On the spice moon of Kessel, Kanan leads a daring breakout, distracting the stormtroopers guarding the Wookiees long enough for Ezra to sneak past and free them from their shackles.  However, TIE fighters appear behind the landed Ghost.  Hera and Chopper need to take off to deal with the TIEs, leaving Kanan and his people and the Wookiees on the ground.  Kallus appears and orders his stormtroopers to fire.  Kanan realizes the best move is the 22-Pickup.  The goal, get the Wookiees into a cargo container while keeping the stormtroopers attention on himself.  To do this, he walks out into the barrage of blaster fire and draws his lightsabre.

Meanwhile, Ezra realizes that one Wookiee won’t go unless his young son returns.  Ezra runs after the young Wookiee, who is already being chased by a stormtrooper.  The Wookiee runs to the end of a docking platform with nowhere to go but into the pit.  Ezra leaps over the stormtrooper and hits him with his laser slingshot.  The stormtrooper falls over the railing with a Wilhelm scream.  Kallus, though, saw Ezra and followed.  The ISB agent sees an unusual opportunity, killing a Jedi and his apprentice.  Kanan arrives in  the nick of time, riding on the hull of Ghost to pick up Ezra and the Wookiee.

The Wookiees are freed and given a ride home.  Ghost returns to Lothal and the abandoned tower that serves as Ezra’s home.  Ezra lifts Kanan’s lightsabre again and leaves.  Up in his home, he looks around at the various souvenirs he has taken.  Kanan appears behind him to explain the Force and gives Ezra a choice; either add the lightsabre to the other items to gather dust, or to join the crew of Ghost and learn to use the Force and become a Jedi.  When Ezra turns around, Kanan has disappeared.

On Ghost, Kanan meditates while listening to Obi-Wan’s message, the warning sent during Revenge of the Sith to avoid the Jedi Temple.  Ezra walks in and returns the lightsabre, joining the crew.  On board the Star Destroyer, Kallus reports his findings to an Imperial Inquisitioner, who is most interested that a Jedi has been found.

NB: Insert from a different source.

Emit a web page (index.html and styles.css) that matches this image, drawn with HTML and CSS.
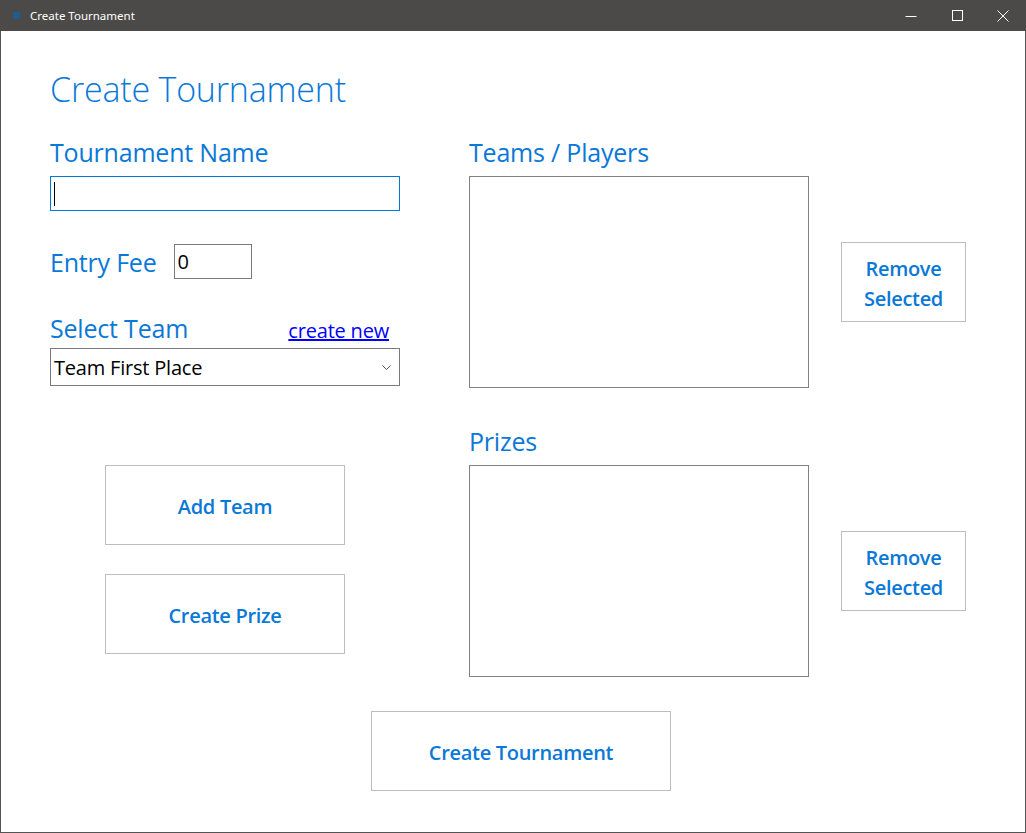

Expecting one episode, the pilot episode at that, to be able to do what the entire Clone Wars series did is unreasonable.  In television, the pilot episode exists to set up the series, including introducing characters, show the possible situations the characters get involved in, and set the tone.  The key here is to see how much Star Wars Rebels holds up to expectations.  To this end, the pilot pulls in elements already familiar to Star Wars fans.  The music used shows inspiration from A New Hope, The Empire Strikes Back, and Return of the Jedi.  Unlike Clone Wars, where the music had a martial tone, Rebels uses the more hopeful themes from A New Hope.  The speeder bike chase used music from the similar scene on Endor in Return of the Jedi.

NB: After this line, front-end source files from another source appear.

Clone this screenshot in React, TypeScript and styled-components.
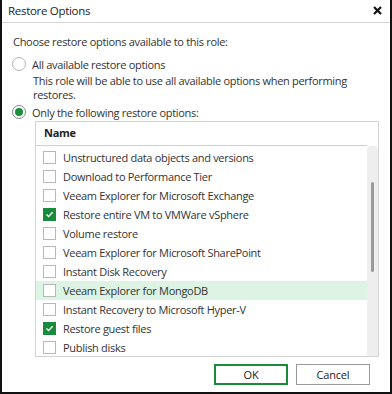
import React from "react";
import styled, { createGlobalStyle } from "styled-components";

const GlobalStyle = createGlobalStyle`
  html, body {
    margin: 0;
    padding: 0;
    background: #ffffff;
  }
  body {
    font-family: "Open Sans", "Noto Sans", sans-serif;
    font-size: 11px;
    letter-spacing: -0.3px;
    color: #333333;
  }
`;

const Window = styled.div`
  box-sizing: border-box;
  width: 392px;
  height: 394px;
  border: 2px solid #111;
  border-top: none;
  background: #fff;
  display: flex;
  flex-direction: column;
`;

const TitleBar = styled.div`
  height: 23px;
  box-sizing: border-box;
  border-bottom: 1px solid #d6d6d6;
  display: flex;
  align-items: center;
  justify-content: space-between;
  padding: 0 6px 2px 6px;
  font-size: 11.5px;
  color: #222;
`;

const CloseButton = styled.span`
  display: flex;
  align-items: center;
  margin-right: 2px;
`;

const Body = styled.div`
  flex: 1;
  display: flex;
  flex-direction: column;
  padding: 12px 10px 0 10px;
`;

const Heading = styled.div`
  height: 14px;
  line-height: 14px;
  margin-bottom: 7px;
  padding-left: 1px;
`;

const RadioRow = styled.label`
  display: flex;
  align-items: center;
  gap: 6px;
  height: 16px;
`;

const RadioCircle = styled.span<{ $checked?: boolean }>`
  box-sizing: border-box;
  width: 14px;
  height: 14px;
  border-radius: 50%;
  border: 1px solid ${(p) => (p.$checked ? "#8a8a8a" : "#b4b4b4")};
  background: #fff;
  display: flex;
  align-items: center;
  justify-content: center;
  &::after {
    content: "";
    display: ${(p) => (p.$checked ? "block" : "none")};
    width: 8px;
    height: 8px;
    border-radius: 50%;
    background: #1a8f3c;
  }
`;

const Description = styled.div`
  padding-left: 21px;
  margin-top: 2px;
  line-height: 14px;
  margin-bottom: 2px;
`;

const Table = styled.div`
  box-sizing: border-box;
  margin: 1px 0 0 23px;
  width: 344px;
  height: 236px;
  border: 1px solid #d4d4d4;
  display: flex;
  flex-direction: column;
  overflow: hidden;
`;

const HeaderRow = styled.div`
  height: 24px;
  box-sizing: border-box;
  flex-shrink: 0;
  display: flex;
  align-items: center;
  padding: 0 0 2px 8px;
  margin-right: 11px;
  border-bottom: 1px solid #d0d0d0;
  font-weight: 700;
  color: #222;
`;

const ListArea = styled.div`
  flex: 1;
  display: flex;
  min-height: 0;
`;

const Rows = styled.div`
  flex: 1;
  padding-top: 2px;
  overflow: hidden;
`;

const Row = styled.div<{ $highlight?: boolean }>`
  height: 19px;
  display: flex;
  align-items: center;
  gap: 7px;
  padding-left: 7px;
  background: ${(p) => (p.$highlight ? "#ddf4e4" : "transparent")};
  white-space: nowrap;
`;

const Checkbox = styled.span<{ $checked?: boolean }>`
  box-sizing: border-box;
  width: 13px;
  height: 13px;
  flex-shrink: 0;
  border: 1px solid ${(p) => (p.$checked ? "#1a8a3c" : "#b8b8b8")};
  background: ${(p) => (p.$checked ? "#1a8a3c" : "#fff")};
  display: flex;
  align-items: center;
  justify-content: center;
`;

const ScrollTrack = styled.div`
  width: 11px;
  flex-shrink: 0;
  background: #eeeeee;
  border-radius: 4px 4px 0 0;
  display: flex;
  justify-content: center;
`;

const ScrollThumb = styled.div`
  width: 3px;
  height: 90px;
  margin-top: 36px;
  border-radius: 2px;
  background: #9a9a9a;
`;

const Footer = styled.div`
  display: flex;
  justify-content: flex-end;
  gap: 8px;
  padding: 7px 10px 0 0;
`;

const Button = styled.button<{ $primary?: boolean }>`
  box-sizing: border-box;
  width: 74px;
  height: 21px;
  font-family: inherit;
  font-size: 11px;
  letter-spacing: -0.2px;
  color: #222;
  background: #fff;
  border: ${(p) => (p.$primary ? "2px solid #1a8a3c" : "1px solid #9a9a9a")};
  padding: 0;
`;

const options = [
  { name: "Unstructured data objects and versions" },
  { name: "Download to Performance Tier" },
  { name: "Veeam Explorer for Microsoft Exchange" },
  { name: "Restore entire VM to VMWare vSphere", checked: true },
  { name: "Volume restore" },
  { name: "Veeam Explorer for Microsoft SharePoint" },
  { name: "Instant Disk Recovery" },
  { name: "Veeam Explorer for MongoDB", highlight: true },
  { name: "Instant Recovery to Microsoft Hyper-V" },
  { name: "Restore guest files", checked: true },
  { name: "Publish disks" },
];

function CheckMark() {
  return (
    <svg width="9" height="9" viewBox="0 0 9 9">
      <path d="M1.5 4.6 L3.6 6.6 L7.6 2.2" fill="none" stroke="#fff" strokeWidth="1.4" />
    </svg>
  );
}

export default function App() {
  return (
    <>
      <GlobalStyle />
      <Window>
        <TitleBar>
          <span>Restore Options</span>
          <CloseButton>
            <svg width="9" height="9" viewBox="0 0 9 9">
              <path d="M1 1 L8 8 M8 1 L1 8" stroke="#111" strokeWidth="2.2" />
            </svg>
          </CloseButton>
        </TitleBar>
        <Body>
          <Heading>Choose restore options available to this role:</Heading>
          <RadioRow>
            <RadioCircle />
            <span>All available restore options</span>
          </RadioRow>
          <Description>
            This role will be able to use all available options when performing restores.
          </Description>
          <RadioRow>
            <RadioCircle $checked />
            <span>Only the following restore options:</span>
          </RadioRow>
          <Table>
            <HeaderRow>Name</HeaderRow>
            <ListArea>
              <Rows>
                {options.map((o) => (
                  <Row key={o.name} $highlight={o.highlight}>
                    <Checkbox $checked={o.checked}>{o.checked && <CheckMark />}</Checkbox>
                    <span>{o.name}</span>
                  </Row>
                ))}
              </Rows>
              <ScrollTrack>
                <ScrollThumb />
              </ScrollTrack>
            </ListArea>
          </Table>
          <Footer>
            <Button $primary>OK</Button>
            <Button>Cancel</Button>
          </Footer>
        </Body>
      </Window>
    </>
  );
}
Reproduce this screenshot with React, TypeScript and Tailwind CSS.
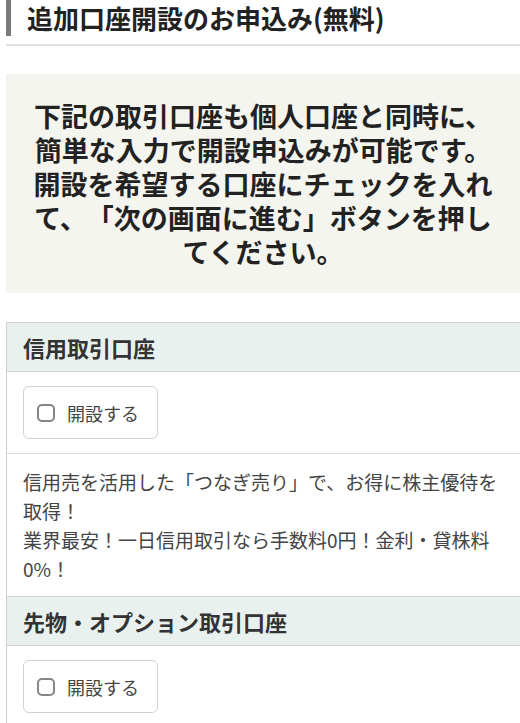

The characters pull their weight, as well.  Ezra becomes a hero despite himself, setting up a Hero’s Journey arc.  Kanan has a roguish streak in him, but is still a mentor figure.  He and Hera get along like a married couple; bickering but without heat and around for each other.  The dialogue would fit in A New Hope without difficulty.  Sabine, despite the Mandalorian armour, isn’t dour.  Instead, she has the heart of an artist, albeit one whose medium is explosions.  Even the holographic Obi-Wan is shown as between his appearance during Clone Wars and Alex Guiness, with James Arnold Taylor returning for the role.  The eye to detail is there.

One detail I noticed was with Ezra.  His character design and his character arc is similar to the title character in Disney’s Aladdin.  Given that Rebels is also a Disney production, the similarity may be deliberate.  Ezra, though, doesn’t have a wish-granting genie to help him mature.  Instead, he has one of the last Jedi.  The shorthand, though, for people who make the connection help with understanding Ezra’s character.

Star Wars Rebels has the potential to strengthen A New Hope much like Clone Wars did with Revenge of the Sith.  The feel of “Spark of Rebellion” had the right touch; humour, a dangerous threat, and villains with great potential for evil.  The pilot has laid down the map for the series, and it should feel very much like A New Hope.